> LISTING
++++++++++
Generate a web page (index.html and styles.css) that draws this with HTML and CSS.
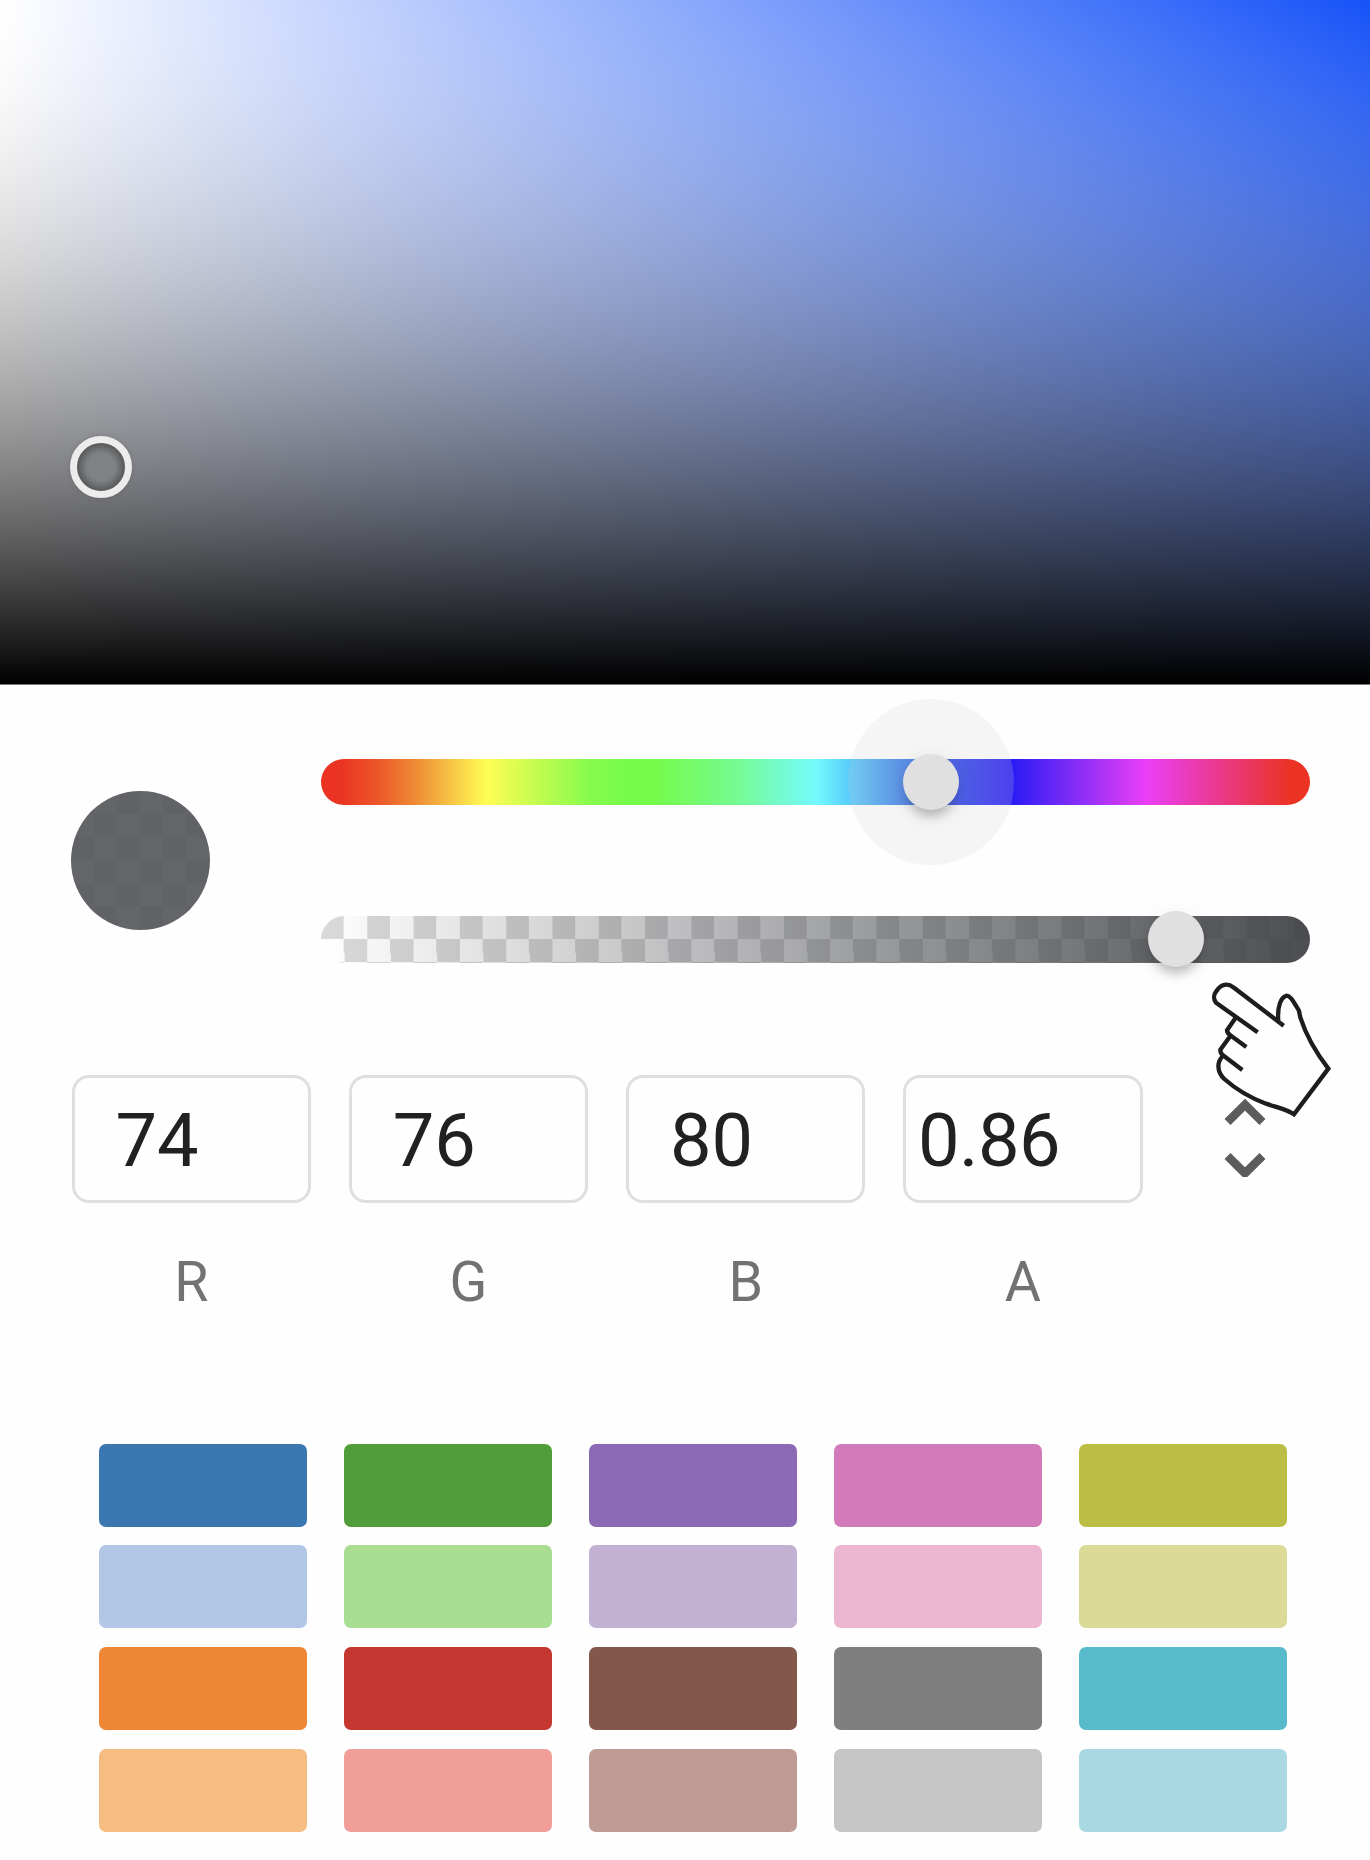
++++++++++
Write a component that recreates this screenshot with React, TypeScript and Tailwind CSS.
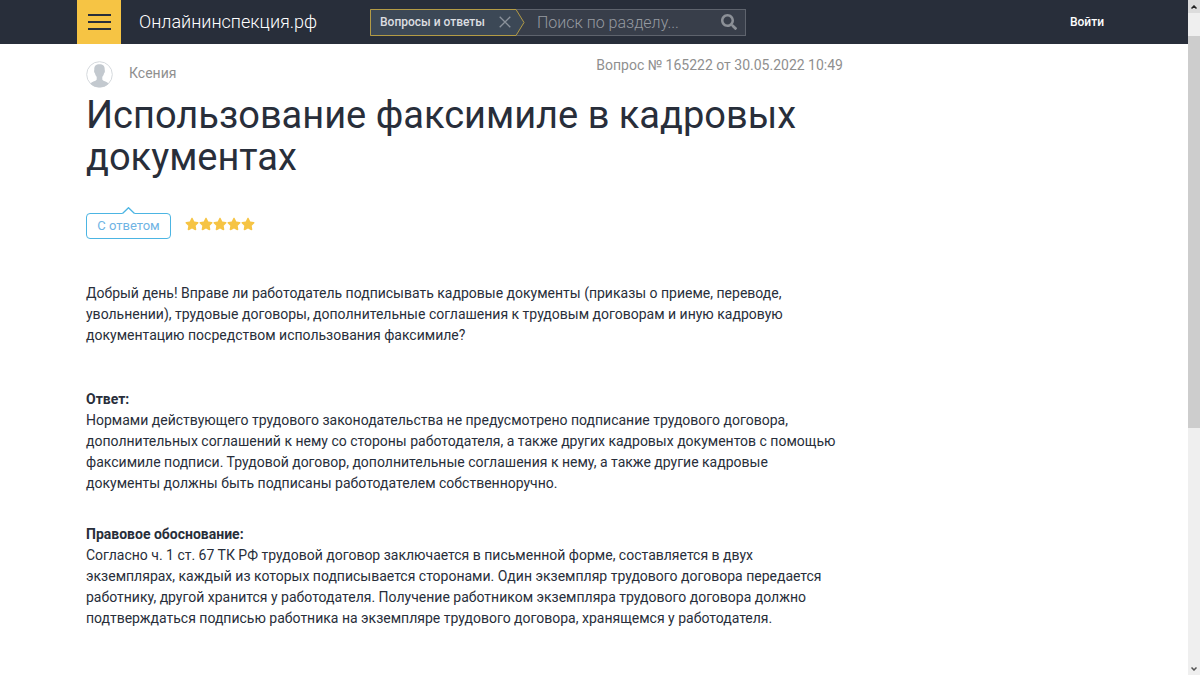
++++++++++
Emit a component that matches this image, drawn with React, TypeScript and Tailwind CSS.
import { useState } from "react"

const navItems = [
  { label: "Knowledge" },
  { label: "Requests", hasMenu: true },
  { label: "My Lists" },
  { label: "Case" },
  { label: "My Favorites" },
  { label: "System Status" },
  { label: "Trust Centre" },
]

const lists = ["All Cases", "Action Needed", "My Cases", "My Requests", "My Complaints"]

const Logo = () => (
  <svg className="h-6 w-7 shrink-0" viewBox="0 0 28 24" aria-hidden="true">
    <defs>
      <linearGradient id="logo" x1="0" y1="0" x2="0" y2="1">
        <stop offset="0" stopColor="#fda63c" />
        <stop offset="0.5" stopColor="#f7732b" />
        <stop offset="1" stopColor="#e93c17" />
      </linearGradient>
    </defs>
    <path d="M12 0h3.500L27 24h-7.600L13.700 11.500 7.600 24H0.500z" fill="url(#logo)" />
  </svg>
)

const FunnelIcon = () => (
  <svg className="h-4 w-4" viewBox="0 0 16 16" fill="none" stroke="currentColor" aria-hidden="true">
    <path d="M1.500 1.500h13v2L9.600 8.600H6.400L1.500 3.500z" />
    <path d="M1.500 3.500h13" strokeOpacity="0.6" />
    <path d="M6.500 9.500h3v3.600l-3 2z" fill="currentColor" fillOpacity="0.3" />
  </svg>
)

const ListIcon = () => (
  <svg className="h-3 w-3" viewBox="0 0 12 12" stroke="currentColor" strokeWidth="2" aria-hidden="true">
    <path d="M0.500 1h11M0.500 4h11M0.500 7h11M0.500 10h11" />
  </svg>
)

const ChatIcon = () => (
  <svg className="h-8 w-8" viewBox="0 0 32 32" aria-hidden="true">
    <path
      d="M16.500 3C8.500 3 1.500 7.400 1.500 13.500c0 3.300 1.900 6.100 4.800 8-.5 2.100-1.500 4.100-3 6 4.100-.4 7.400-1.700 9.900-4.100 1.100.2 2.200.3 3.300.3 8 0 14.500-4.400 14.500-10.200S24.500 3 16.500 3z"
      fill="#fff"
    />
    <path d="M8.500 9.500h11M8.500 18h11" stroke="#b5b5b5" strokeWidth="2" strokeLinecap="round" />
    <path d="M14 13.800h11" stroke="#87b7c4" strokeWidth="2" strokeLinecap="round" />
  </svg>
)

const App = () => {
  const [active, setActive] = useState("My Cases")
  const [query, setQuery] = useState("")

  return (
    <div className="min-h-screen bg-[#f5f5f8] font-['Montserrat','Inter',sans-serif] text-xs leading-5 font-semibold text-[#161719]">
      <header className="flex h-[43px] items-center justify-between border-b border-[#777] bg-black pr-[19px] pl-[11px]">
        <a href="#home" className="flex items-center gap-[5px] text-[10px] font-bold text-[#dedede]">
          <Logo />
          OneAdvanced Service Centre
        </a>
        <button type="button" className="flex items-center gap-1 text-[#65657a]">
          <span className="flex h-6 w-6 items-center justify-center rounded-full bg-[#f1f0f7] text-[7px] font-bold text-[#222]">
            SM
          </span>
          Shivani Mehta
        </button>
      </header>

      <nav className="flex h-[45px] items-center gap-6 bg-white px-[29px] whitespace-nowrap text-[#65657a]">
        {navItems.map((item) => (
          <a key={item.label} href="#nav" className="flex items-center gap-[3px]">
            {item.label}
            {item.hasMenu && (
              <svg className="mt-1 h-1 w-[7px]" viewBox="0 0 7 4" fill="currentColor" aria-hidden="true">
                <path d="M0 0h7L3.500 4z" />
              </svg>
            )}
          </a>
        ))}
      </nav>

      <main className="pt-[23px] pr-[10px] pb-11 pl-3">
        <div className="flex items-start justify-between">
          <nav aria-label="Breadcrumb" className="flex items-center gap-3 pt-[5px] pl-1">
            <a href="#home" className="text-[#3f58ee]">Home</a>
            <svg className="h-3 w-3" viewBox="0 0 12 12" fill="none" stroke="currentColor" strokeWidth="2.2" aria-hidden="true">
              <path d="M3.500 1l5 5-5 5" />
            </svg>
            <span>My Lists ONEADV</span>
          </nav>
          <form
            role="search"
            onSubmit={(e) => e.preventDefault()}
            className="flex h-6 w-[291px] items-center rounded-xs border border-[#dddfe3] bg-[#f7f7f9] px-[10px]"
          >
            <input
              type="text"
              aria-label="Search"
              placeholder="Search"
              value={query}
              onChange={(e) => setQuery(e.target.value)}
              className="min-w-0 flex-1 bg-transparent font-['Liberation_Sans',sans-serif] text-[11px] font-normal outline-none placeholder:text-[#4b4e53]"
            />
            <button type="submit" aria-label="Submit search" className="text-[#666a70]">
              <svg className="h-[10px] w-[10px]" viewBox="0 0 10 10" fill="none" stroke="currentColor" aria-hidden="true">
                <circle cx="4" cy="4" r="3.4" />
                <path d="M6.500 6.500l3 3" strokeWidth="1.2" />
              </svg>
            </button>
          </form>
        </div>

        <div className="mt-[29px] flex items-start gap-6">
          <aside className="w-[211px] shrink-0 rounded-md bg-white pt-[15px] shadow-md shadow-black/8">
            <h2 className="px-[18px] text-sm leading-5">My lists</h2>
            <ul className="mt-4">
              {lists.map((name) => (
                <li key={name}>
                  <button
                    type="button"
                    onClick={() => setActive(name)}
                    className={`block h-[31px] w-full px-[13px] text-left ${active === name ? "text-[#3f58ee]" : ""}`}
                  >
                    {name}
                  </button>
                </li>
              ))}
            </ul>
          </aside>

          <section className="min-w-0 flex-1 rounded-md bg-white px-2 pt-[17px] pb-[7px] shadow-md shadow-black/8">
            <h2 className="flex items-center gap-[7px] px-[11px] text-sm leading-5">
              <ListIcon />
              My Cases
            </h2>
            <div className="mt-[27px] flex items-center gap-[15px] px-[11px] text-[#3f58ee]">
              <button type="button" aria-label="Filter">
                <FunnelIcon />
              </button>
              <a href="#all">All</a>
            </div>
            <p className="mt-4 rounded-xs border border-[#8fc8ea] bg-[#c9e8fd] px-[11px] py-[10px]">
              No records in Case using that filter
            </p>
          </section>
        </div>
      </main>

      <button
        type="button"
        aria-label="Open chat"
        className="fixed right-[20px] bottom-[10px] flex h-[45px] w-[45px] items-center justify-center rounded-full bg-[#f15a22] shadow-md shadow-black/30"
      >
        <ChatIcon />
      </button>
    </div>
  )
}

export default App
++++++++++
> GOAL
Pull every line containing "Tailwind" from the data.

> SOLUTION TO THIS PROBLEM
Write a component that recreates this screenshot with React, TypeScript and Tailwind CSS.
Emit a component that matches this image, drawn with React, TypeScript and Tailwind CSS.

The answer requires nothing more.